To get these results, we measured cavitation noise at each flow velocity, while increasing flow velocity using a pump controlled by an inverter. We kept upstream pressure at atmospheric pressure in each experiment, and the effect of the saturated steam pressure was minimal. Therefore, the flow velocity was also almost the same when the cavitation number was the same.
However, in many cases, changes in frequency of the pump did not control the flow rate. But adjusting the opening of the valve did. The head curve of the pump and the pressure loss of the piping system as a whole determined the flow rate in the actual plant. Accordingly, it is important to investigate the effect of cavitation control under the constant pressure loss coefficient condition.
When a fin attaches to a valve body, you can change the flow rate by variation in the pressure loss of the valve.
We used numerical analysis to examine the effects of the fin. The numerical analysis code was STAR-CD, and we used the barotropic model as a model for cavitation. The calculation conditions were θ = 45o and σ = 22.
We examined velocity vectors in the cross section near the fin to clarify the effects of the fin.
For the normal valve, the flow from the orifice side and the flow from the nozzle side interfered with one another about 1 diameter from the valve stem. This interference made the downstream flow of the valve swell and brought about intense vortices, which correspond to a cloud cavitation.

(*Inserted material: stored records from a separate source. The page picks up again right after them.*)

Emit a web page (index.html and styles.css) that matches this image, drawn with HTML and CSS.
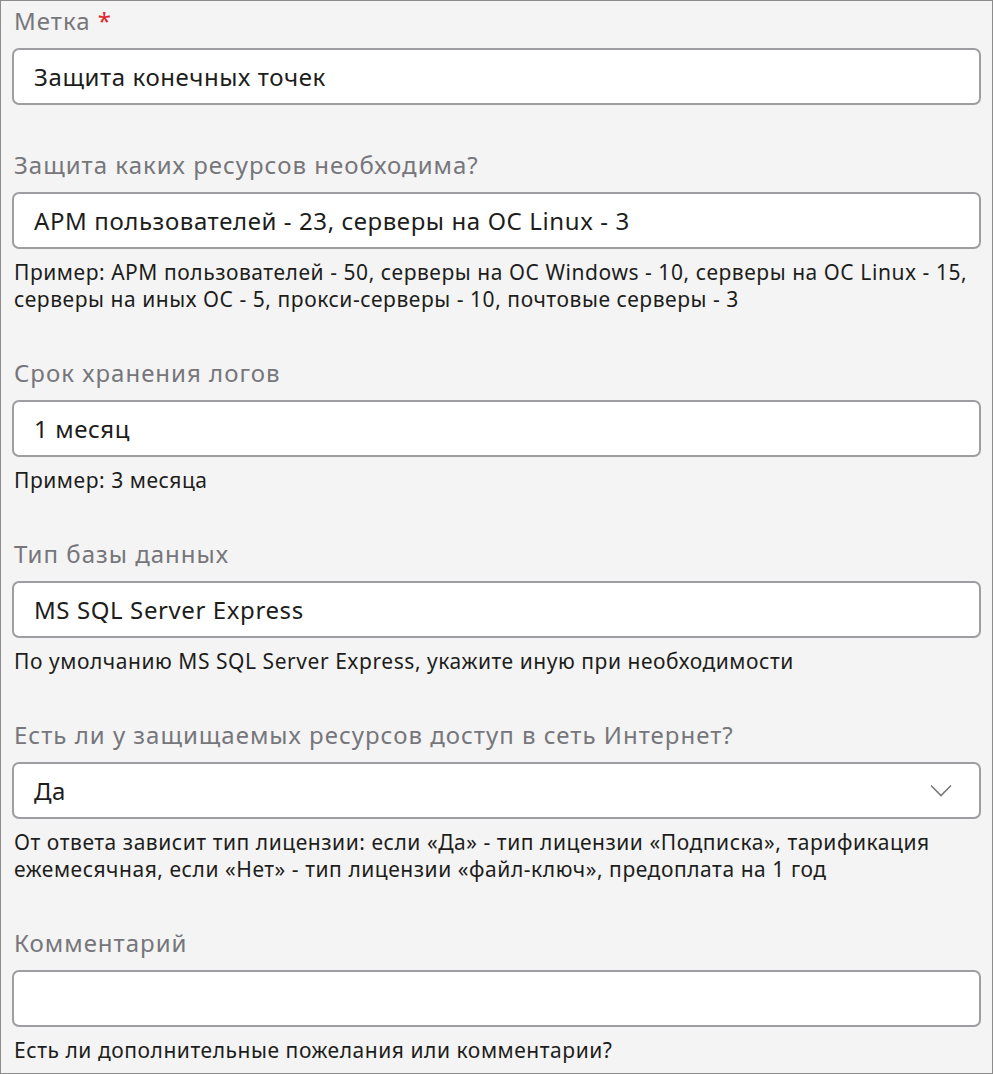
FILE: index.html
```html
<!DOCTYPE html>
<html lang="ru">
<head>
    <meta charset="UTF-8">
    <meta name="viewport" content="width=device-width, initial-scale=1.0">
    <title>Защита конечных точек</title>
    <link rel="stylesheet" href="styles.css">
</head>
<body>
    <form class="form">
        <div class="field">
            <label class="label" for="tag">Метка <span class="required">*</span></label>
            <input class="input" id="tag" type="text" value="Защита конечных точек">
        </div>

        <div class="field">
            <label class="label" for="resources">Защита каких ресурсов необходима?</label>
            <input class="input" id="resources" type="text" value="АРМ пользователей - 23, серверы на ОС Linux - 3">
            <p class="hint">Пример: АРМ пользователей - 50, серверы на ОС Windows - 10, серверы на ОС Linux - 15, серверы на иных ОС - 5, прокси-серверы - 10, почтовые серверы - 3</p>
        </div>

        <div class="field">
            <label class="label" for="logs">Срок хранения логов</label>
            <input class="input" id="logs" type="text" value="1 месяц">
            <p class="hint">Пример: 3 месяца</p>
        </div>

        <div class="field">
            <label class="label" for="db">Тип базы данных</label>
            <input class="input" id="db" type="text" value="MS SQL Server Express">
            <p class="hint">По умолчанию MS SQL Server Express, укажите иную при необходимости</p>
        </div>

        <div class="field">
            <label class="label" for="internet">Есть ли у защищаемых ресурсов доступ в сеть Интернет?</label>
            <div class="select">
                <span class="select-value" id="internet">Да</span>
                <svg class="chevron" width="22" height="14" viewBox="0 0 22 14">
                    <path d="M1 1.5 L11 11.5 L21 1.5" fill="none" stroke="#7a7a7e" stroke-width="1.6"/>
                </svg>
            </div>
            <p class="hint">От ответа зависит тип лицензии: если «Да» - тип лицензии «Подписка», тарификация ежемесячная, если «Нет» - тип лицензии «файл-ключ», предоплата на 1 год</p>
        </div>

        <div class="field">
            <label class="label" for="comment">Комментарий</label>
            <input class="input" id="comment" type="text" value="">
            <p class="hint">Есть ли дополнительные пожелания или комментарии?</p>
        </div>
    </form>
</body>
</html>
```

FILE: styles.css
```css
html, body {
    margin: 0;
    padding: 0;
}

body {
    font-family: "Noto Sans", "Open Sans", sans-serif;
    background: #f4f4f4;
    color: #1d1d1b;
}

.form {
    box-sizing: border-box;
    height: 1074px;
    border: 1px solid #8c8c8c;
    padding: 4px 11px 0 11px;
    display: flex;
    flex-direction: column;
    gap: 44px;
}

.field {
    display: flex;
    flex-direction: column;
}

.label {
    font-size: 24px;
    line-height: 32px;
    letter-spacing: 1px;
    color: #76767b;
    padding-left: 2px;
}

.required {
    color: #e0262c;
}

.input,
.select {
    box-sizing: border-box;
    height: 57px;
    margin-top: 11px;
    border: 2px solid #9d9da2;
    border-radius: 7px;
    background: #fff;
    padding: 0 20px;
    font-family: inherit;
    font-size: 24px;
    letter-spacing: 0.6px;
    color: #1d1d1b;
    outline: none;
}

.select {
    display: flex;
    align-items: center;
    justify-content: space-between;
}

.chevron {
    margin-right: 7px;
}

.hint {
    margin: 10px 0 0 2px;
    font-size: 21px;
    line-height: 27px;
    letter-spacing: 0.55px;
    color: #1d1d1b;
}
```
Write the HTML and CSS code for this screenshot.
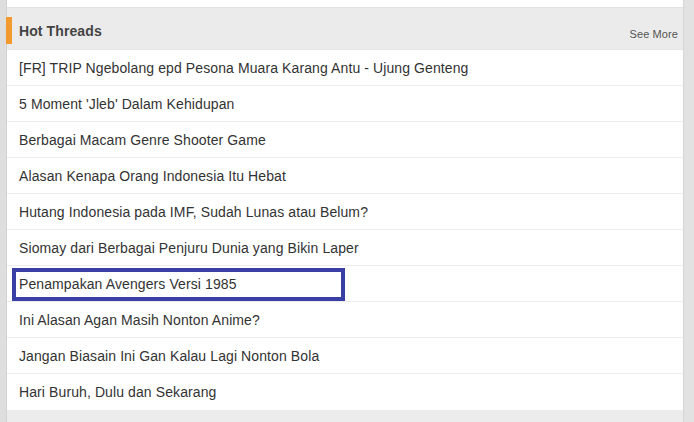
FILE: index.html
```html
<!DOCTYPE html>
<html>
<head>
<meta charset="utf-8">
<link rel="stylesheet" href="styles.css">
</head>
<body>
<div class="page">
  <div class="side left"></div>
  <div class="main">
    <div class="prev"></div>
    <div class="panel">
      <div class="header">
        <span class="accent"></span>
        <h2 class="title">Hot Threads</h2>
        <a class="more">See More</a>
      </div>
      <ul class="list">
        <li class="row">[FR] TRIP Ngebolang epd Pesona Muara Karang Antu - Ujung Genteng</li>
        <li class="row">5 Moment 'Jleb' Dalam Kehidupan</li>
        <li class="row">Berbagai Macam Genre Shooter Game</li>
        <li class="row">Alasan Kenapa Orang Indonesia Itu Hebat</li>
        <li class="row">Hutang Indonesia pada IMF, Sudah Lunas atau Belum?</li>
        <li class="row">Siomay dari Berbagai Penjuru Dunia yang Bikin Laper</li>
        <li class="row">Penampakan Avengers Versi 1985<span class="highlight"></span></li>
        <li class="row">Ini Alasan Agan Masih Nonton Anime?</li>
        <li class="row">Jangan Biasain Ini Gan Kalau Lagi Nonton Bola</li>
        <li class="row">Hari Buruh, Dulu dan Sekarang</li>
      </ul>
    </div>
    <div class="foot"></div>
  </div>
  <div class="side right"></div>
</div>
</body>
</html>
```
FILE: styles.css
```css
* { box-sizing: border-box; }
html, body { margin: 0; padding: 0; }
body {
  font-family: "Liberation Sans", Arial, sans-serif;
  background: #fff;
  width: 694px;
  height: 422px;
  overflow: hidden;
}
.page {
  display: flex;
  height: 422px;
}
.side.left {
  width: 7px;
  background: #dedede;
  border-right: 1px solid #d2d2d2;
}
.side.right {
  width: 11px;
  background: #e2e2e2;
  border-left: 1px solid #d6d6d6;
}
.main {
  flex: 1;
  display: flex;
  flex-direction: column;
}
.prev {
  height: 8px;
  background: #fff;
  border-bottom: 1px solid #e2e2e2;
}
.header {
  height: 42px;
  background: #ebebeb;
  display: flex;
  align-items: center;
  position: relative;
  border-bottom: 1px solid #e4e4e4;
}
.accent {
  position: absolute;
  left: -1px;
  top: 9px;
  width: 6px;
  height: 27px;
  background: #f29a2e;
}
.title {
  margin: 0 0 0 12px;
  font-size: 14px;
  font-weight: bold;
  color: #444;
  padding-top: 5px;
  letter-spacing: 0.1px;
}
.more {
  margin-left: auto;
  margin-right: 5px;
  font-size: 11px;
  color: #555;
  padding-top: 11px;
  letter-spacing: 0.1px;
}
.list {
  list-style: none;
  margin: 0;
  padding: 0;
}
.row {
  position: relative;
  height: 36px;
  display: flex;
  align-items: center;
  padding-left: 12px;
  font-size: 14px;
  color: #333;
  letter-spacing: 0.1px;
  background: #fff;
  border-bottom: 1px solid #ececec;
}
.row:last-child {
  height: 37px;
}
.highlight {
  position: absolute;
  left: 5px;
  top: 2px;
  width: 333px;
  height: 33px;
  border: 4px solid #3a3fa6;
}
.foot {
  flex: 1;
  background: #ececec;
}
```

The swell of the flow for the TYPE-B valve with two fins was moderate compared to that of the normal valve. The swell of the flow is the smallest for the TYPE-C valve. However, it is probable the cavitation intensified since the fin was located in a position where the contraction flow was severe. Accordingly, in TYPE-C, two fins on either side of the valve suppressed the flow interference effect, which was canceled out by the intensification of cavitation due to the central fin. Therefore, the effect wherein two fins on either side of a valve suppress flow, interference is offset by the effect wherein the fin in the center intensifies cavitation.